>> START Data to use

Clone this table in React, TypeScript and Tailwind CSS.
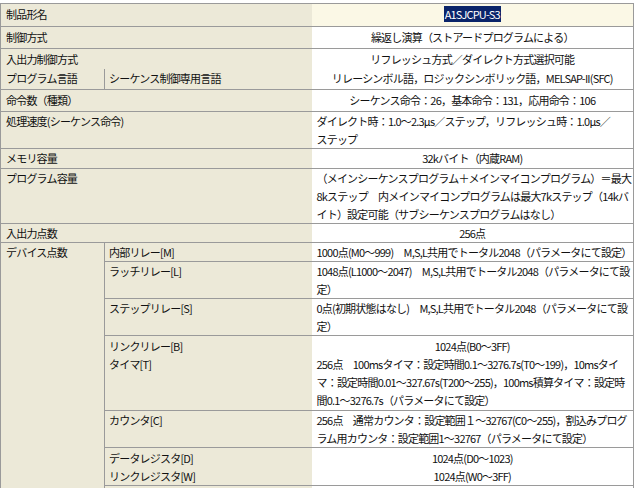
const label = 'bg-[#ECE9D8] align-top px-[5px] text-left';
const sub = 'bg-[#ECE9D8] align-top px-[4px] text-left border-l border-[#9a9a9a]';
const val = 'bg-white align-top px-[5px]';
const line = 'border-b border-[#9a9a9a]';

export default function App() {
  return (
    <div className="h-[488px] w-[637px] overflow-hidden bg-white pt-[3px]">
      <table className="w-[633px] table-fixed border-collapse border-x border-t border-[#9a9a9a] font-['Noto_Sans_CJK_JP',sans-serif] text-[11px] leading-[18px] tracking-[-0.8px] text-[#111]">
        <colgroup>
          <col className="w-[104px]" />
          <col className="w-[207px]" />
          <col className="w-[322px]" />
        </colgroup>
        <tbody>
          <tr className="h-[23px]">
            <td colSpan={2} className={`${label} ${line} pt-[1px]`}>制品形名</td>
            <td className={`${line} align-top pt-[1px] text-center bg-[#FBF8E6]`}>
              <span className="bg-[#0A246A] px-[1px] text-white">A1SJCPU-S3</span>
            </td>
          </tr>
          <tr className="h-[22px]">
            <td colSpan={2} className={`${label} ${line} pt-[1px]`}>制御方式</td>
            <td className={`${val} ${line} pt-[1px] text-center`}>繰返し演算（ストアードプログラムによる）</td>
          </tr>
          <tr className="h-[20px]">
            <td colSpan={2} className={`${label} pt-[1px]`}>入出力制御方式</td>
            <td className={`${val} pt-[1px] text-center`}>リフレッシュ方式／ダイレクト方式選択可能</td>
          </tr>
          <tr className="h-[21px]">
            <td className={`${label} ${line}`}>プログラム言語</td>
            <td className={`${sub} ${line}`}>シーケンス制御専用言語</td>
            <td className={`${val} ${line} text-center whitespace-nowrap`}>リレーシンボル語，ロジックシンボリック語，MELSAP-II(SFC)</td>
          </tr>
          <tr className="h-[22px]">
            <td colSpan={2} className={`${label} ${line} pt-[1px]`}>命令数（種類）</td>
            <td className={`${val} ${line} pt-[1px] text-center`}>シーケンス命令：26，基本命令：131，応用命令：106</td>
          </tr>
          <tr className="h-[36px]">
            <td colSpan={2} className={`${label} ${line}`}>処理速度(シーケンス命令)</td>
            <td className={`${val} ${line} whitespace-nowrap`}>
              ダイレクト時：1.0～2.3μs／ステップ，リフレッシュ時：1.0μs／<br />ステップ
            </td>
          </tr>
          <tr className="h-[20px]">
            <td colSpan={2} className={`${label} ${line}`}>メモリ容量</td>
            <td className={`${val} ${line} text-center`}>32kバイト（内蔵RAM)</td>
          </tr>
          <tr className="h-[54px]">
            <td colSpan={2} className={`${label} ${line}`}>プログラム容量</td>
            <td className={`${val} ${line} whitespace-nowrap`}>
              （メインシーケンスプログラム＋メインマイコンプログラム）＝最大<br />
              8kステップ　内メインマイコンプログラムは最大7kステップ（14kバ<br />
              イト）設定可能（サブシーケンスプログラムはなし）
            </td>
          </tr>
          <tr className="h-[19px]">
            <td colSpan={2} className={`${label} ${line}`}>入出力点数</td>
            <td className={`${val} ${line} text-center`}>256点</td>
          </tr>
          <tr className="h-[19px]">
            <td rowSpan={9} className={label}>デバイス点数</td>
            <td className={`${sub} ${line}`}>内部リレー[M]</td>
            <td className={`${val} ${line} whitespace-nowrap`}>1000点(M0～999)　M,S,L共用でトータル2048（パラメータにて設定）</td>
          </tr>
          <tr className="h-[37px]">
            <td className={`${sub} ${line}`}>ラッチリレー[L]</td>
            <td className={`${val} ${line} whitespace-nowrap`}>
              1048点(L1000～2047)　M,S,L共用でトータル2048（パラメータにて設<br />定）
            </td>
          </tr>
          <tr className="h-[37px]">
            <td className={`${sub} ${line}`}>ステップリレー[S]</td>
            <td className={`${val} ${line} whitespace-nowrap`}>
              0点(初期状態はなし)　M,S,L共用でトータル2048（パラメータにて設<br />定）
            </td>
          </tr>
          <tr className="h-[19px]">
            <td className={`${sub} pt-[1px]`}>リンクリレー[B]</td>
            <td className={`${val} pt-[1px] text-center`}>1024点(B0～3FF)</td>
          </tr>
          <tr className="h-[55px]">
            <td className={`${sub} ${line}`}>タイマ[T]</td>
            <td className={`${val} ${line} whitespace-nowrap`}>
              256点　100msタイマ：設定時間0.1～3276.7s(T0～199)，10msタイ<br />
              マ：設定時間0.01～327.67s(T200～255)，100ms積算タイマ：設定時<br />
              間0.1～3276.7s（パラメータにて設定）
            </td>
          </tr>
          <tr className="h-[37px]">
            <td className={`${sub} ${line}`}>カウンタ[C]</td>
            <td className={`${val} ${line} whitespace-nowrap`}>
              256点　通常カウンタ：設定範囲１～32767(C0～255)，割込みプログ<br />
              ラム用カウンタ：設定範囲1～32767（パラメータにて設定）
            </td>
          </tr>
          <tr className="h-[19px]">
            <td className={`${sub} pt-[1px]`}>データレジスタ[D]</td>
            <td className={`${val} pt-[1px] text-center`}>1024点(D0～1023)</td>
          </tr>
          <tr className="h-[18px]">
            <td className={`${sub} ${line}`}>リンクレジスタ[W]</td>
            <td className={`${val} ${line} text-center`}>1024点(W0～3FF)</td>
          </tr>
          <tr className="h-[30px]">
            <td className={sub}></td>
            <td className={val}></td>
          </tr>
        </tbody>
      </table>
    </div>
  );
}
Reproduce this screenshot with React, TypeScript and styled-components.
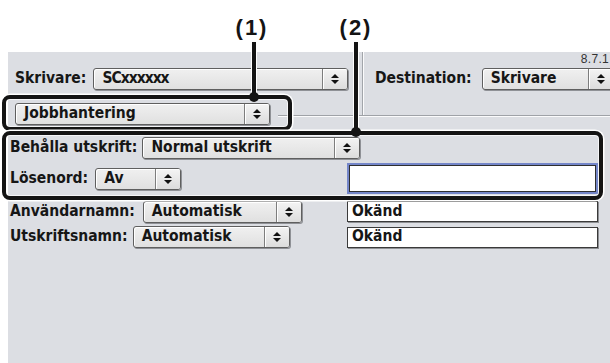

>> END Data to use

Written request: Give all the entries again exactly, dropping each picture.

Reply:
Clone this table in React, TypeScript and Tailwind CSS.
const label = 'bg-[#ECE9D8] align-top px-[5px] text-left';
const sub = 'bg-[#ECE9D8] align-top px-[4px] text-left border-l border-[#9a9a9a]';
const val = 'bg-white align-top px-[5px]';
const line = 'border-b border-[#9a9a9a]';

export default function App() {
  return (
    <div className="h-[488px] w-[637px] overflow-hidden bg-white pt-[3px]">
      <table className="w-[633px] table-fixed border-collapse border-x border-t border-[#9a9a9a] font-['Noto_Sans_CJK_JP',sans-serif] text-[11px] leading-[18px] tracking-[-0.8px] text-[#111]">
        <colgroup>
          <col className="w-[104px]" />
          <col className="w-[207px]" />
          <col className="w-[322px]" />
        </colgroup>
        <tbody>
          <tr className="h-[23px]">
            <td colSpan={2} className={`${label} ${line} pt-[1px]`}>制品形名</td>
            <td className={`${line} align-top pt-[1px] text-center bg-[#FBF8E6]`}>
              <span className="bg-[#0A246A] px-[1px] text-white">A1SJCPU-S3</span>
            </td>
          </tr>
          <tr className="h-[22px]">
            <td colSpan={2} className={`${label} ${line} pt-[1px]`}>制御方式</td>
            <td className={`${val} ${line} pt-[1px] text-center`}>繰返し演算（ストアードプログラムによる）</td>
          </tr>
          <tr className="h-[20px]">
            <td colSpan={2} className={`${label} pt-[1px]`}>入出力制御方式</td>
            <td className={`${val} pt-[1px] text-center`}>リフレッシュ方式／ダイレクト方式選択可能</td>
          </tr>
          <tr className="h-[21px]">
            <td className={`${label} ${line}`}>プログラム言語</td>
            <td className={`${sub} ${line}`}>シーケンス制御専用言語</td>
            <td className={`${val} ${line} text-center whitespace-nowrap`}>リレーシンボル語，ロジックシンボリック語，MELSAP-II(SFC)</td>
          </tr>
          <tr className="h-[22px]">
            <td colSpan={2} className={`${label} ${line} pt-[1px]`}>命令数（種類）</td>
            <td className={`${val} ${line} pt-[1px] text-center`}>シーケンス命令：26，基本命令：131，応用命令：106</td>
          </tr>
          <tr className="h-[36px]">
            <td colSpan={2} className={`${label} ${line}`}>処理速度(シーケンス命令)</td>
            <td className={`${val} ${line} whitespace-nowrap`}>
              ダイレクト時：1.0～2.3μs／ステップ，リフレッシュ時：1.0μs／<br />ステップ
            </td>
          </tr>
          <tr className="h-[20px]">
            <td colSpan={2} className={`${label} ${line}`}>メモリ容量</td>
            <td className={`${val} ${line} text-center`}>32kバイト（内蔵RAM)</td>
          </tr>
          <tr className="h-[54px]">
            <td colSpan={2} className={`${label} ${line}`}>プログラム容量</td>
            <td className={`${val} ${line} whitespace-nowrap`}>
              （メインシーケンスプログラム＋メインマイコンプログラム）＝最大<br />
              8kステップ　内メインマイコンプログラムは最大7kステップ（14kバ<br />
              イト）設定可能（サブシーケンスプログラムはなし）
            </td>
          </tr>
          <tr className="h-[19px]">
            <td colSpan={2} className={`${label} ${line}`}>入出力点数</td>
            <td className={`${val} ${line} text-center`}>256点</td>
          </tr>
          <tr className="h-[19px]">
            <td rowSpan={9} className={label}>デバイス点数</td>
            <td className={`${sub} ${line}`}>内部リレー[M]</td>
            <td className={`${val} ${line} whitespace-nowrap`}>1000点(M0～999)　M,S,L共用でトータル2048（パラメータにて設定）</td>
          </tr>
          <tr className="h-[37px]">
            <td className={`${sub} ${line}`}>ラッチリレー[L]</td>
            <td className={`${val} ${line} whitespace-nowrap`}>
              1048点(L1000～2047)　M,S,L共用でトータル2048（パラメータにて設<br />定）
            </td>
          </tr>
          <tr className="h-[37px]">
            <td className={`${sub} ${line}`}>ステップリレー[S]</td>
            <td className={`${val} ${line} whitespace-nowrap`}>
              0点(初期状態はなし)　M,S,L共用でトータル2048（パラメータにて設<br />定）
            </td>
          </tr>
          <tr className="h-[19px]">
            <td className={`${sub} pt-[1px]`}>リンクリレー[B]</td>
            <td className={`${val} pt-[1px] text-center`}>1024点(B0～3FF)</td>
          </tr>
          <tr className="h-[55px]">
            <td className={`${sub} ${line}`}>タイマ[T]</td>
            <td className={`${val} ${line} whitespace-nowrap`}>
              256点　100msタイマ：設定時間0.1～3276.7s(T0～199)，10msタイ<br />
              マ：設定時間0.01～327.67s(T200～255)，100ms積算タイマ：設定時<br />
              間0.1～3276.7s（パラメータにて設定）
            </td>
          </tr>
          <tr className="h-[37px]">
            <td className={`${sub} ${line}`}>カウンタ[C]</td>
            <td className={`${val} ${line} whitespace-nowrap`}>
              256点　通常カウンタ：設定範囲１～32767(C0～255)，割込みプログ<br />
              ラム用カウンタ：設定範囲1～32767（パラメータにて設定）
            </td>
          </tr>
          <tr className="h-[19px]">
            <td className={`${sub} pt-[1px]`}>データレジスタ[D]</td>
            <td className={`${val} pt-[1px] text-center`}>1024点(D0～1023)</td>
          </tr>
          <tr className="h-[18px]">
            <td className={`${sub} ${line}`}>リンクレジスタ[W]</td>
            <td className={`${val} ${line} text-center`}>1024点(W0～3FF)</td>
          </tr>
          <tr className="h-[30px]">
            <td className={sub}></td>
            <td className={val}></td>
          </tr>
        </tbody>
      </table>
    </div>
  );
}
Reproduce this screenshot with React, TypeScript and styled-components.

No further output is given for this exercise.